Here's the bottom line before you panic: starting June 28, Disney is putting new limits on how you use the Disney Springs buses, and the practical fallout is that the old "hub-and-transfer" resort-hopping trick gets harder. If your plan involved hopping a bus to Disney Springs and then catching a resort bus to a hotel you're not staying at — for a dining reservation, a lounge, or just to wander a deluxe lobby — that move is the one under the microscope.
The full rulebook isn't public yet. Disney has confirmed only a couple of the nuts-and-bolts pieces so far, with more expected to trickle out over the coming days. So treat the exact mechanics as still-firming-up, and don't build a rigid plan around fine print that may shift. What you can do right now is understand what's actually changing and reroute around it.
What "resort hopping" really means — and why this matters
Resort hopping is the move of visiting a Disney resort you aren't staying at — usually to eat, drink, or sightsee. The Grand Floridian for afternoon tea, the Polynesian for a Dole Whip, Wilderness Lodge just to stand in that lobby. It's one of the most underrated free things to do at Walt Disney World, and it's a favorite of veterans precisely because it costs nothing but transit time.

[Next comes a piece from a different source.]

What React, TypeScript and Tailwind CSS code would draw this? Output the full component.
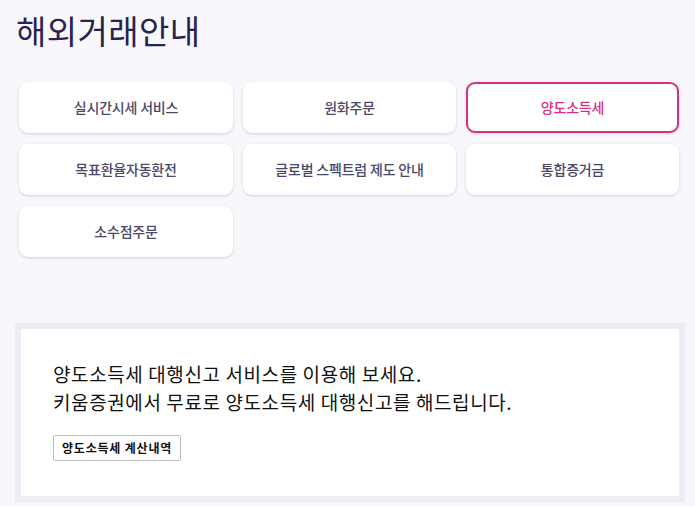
import React from "react";

const items = [
  { label: "실시간시세 서비스", active: false },
  { label: "원화주문", active: false },
  { label: "양도소득세", active: true },
  { label: "목표환율자동환전", active: false },
  { label: "글로벌 스펙트럼 제도 안내", active: false },
  { label: "통합증거금", active: false },
  { label: "소수점주문", active: false },
];

export default function App() {
  return (
    <div
      className="w-[695px] h-[506px] bg-[#f8f8fc] overflow-hidden"
      style={{ fontFamily: '"Noto Sans CJK KR", "Noto Sans", sans-serif' }}
    >
      <h1 className="pt-[6px] pl-[16px] text-[33px] leading-[48px] font-normal text-[#28224f] tracking-[0.4px]">
        해외거래안내
      </h1>
      <div className="mt-[28px] pl-[19px] pr-[16px] grid grid-cols-[214px_213px_213px] gap-x-[10px] gap-y-[11px]">
        {items.map((it) => (
          <div
            key={it.label}
            className={
              it.active
                ? "h-[51px] rounded-[9px] bg-white border-2 border-[#d63185] shadow-[0_1px_3px_rgba(60,60,110,0.18)] flex items-center justify-center text-[14px] tracking-[-0.2px] font-medium text-[#d63185]"
                : "h-[51px] rounded-[9px] bg-white shadow-[0_1px_3px_rgba(60,60,110,0.22)] flex items-center justify-center text-[14px] tracking-[-0.2px] font-medium text-[#4a4867]"
            }
          >
            {it.label}
          </div>
        ))}
      </div>
      <div className="mt-[66px] ml-[15px] mr-[10px] h-[179px] border-[6px] border-[#ececf4] bg-white px-[26px] pt-[31px]">
        <p className="text-[19px] leading-[28px] tracking-[0.6px] font-normal text-[#111] ml-[6px]">
          양도소득세 대행신고 서비스를 이용해 보세요.
          <br />
          키움증권에서 무료로 양도소득세 대행신고를 해드립니다.
        </p>
        <button className="mt-[19px] ml-[6px] h-[26px] px-[8px] border border-[#bdbdbd] rounded-[2px] bg-white text-[12px] tracking-[0.8px] font-bold text-[#111] leading-none">
          양도소득세 계산내역
        </button>
      </div>
    </div>
  );
}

The catch has always been that Disney's bus system is built around resort-to-park and park-to-resort trips. There is no direct resort-to-resort bus. So the workaround people leaned on was using a transportation hub — most often Disney Springs — to transfer: ride from your resort to the Springs, then board a different resort's bus from there. The new restrictions take direct aim at using Disney Springs as that free transfer station. If you've been treating the Springs bus loop as your personal connector between hotels, that's the habit to retire.
The smart move: skip the bus transfer entirely
The good news is that the best resort hops never needed a Disney Springs transfer in the first place. If you know the built-in connections, you barely lose anything:
- The monorail loop is your free, easy resort hop. The Magic Kingdom resort monorail links the Contemporary, the Polynesian, and the Grand Floridian in one continuous ride. Want 'Ohana, then a walk over to Gran Destino-level theming, then a drink at the Grand? Park at Magic Kingdom or hop on at any of those three and ride the loop. This is the single cleanest resort-hop in all of Disney World and it's completely untouched by Disney Springs.
- The Skyliner connects four resorts to two parks. Caribbean Beach, Riviera, Pop Century, and Art of Animation all sit on the gondola line feeding EPCOT and Hollywood Studios. Riviera's rooftop restaurant and Caribbean Beach's grab-and-go are both reachable without ever touching a bus.
- The EPCOT resorts are a walking neighborhood. BoardWalk, the Yacht & Beach Club, and the Swan and Dolphin all ring the same lake. You can stroll among them — and over to EPCOT's International Gateway — on foot. No transit needed, no restriction to dodge.
- Route through a park, not the Springs. If you must transfer by bus, a theme park can serve as a hub the way the Springs used to — bus into the park transportation center, bus back out to your target resort. It's slower, but it keeps you out of the rule change.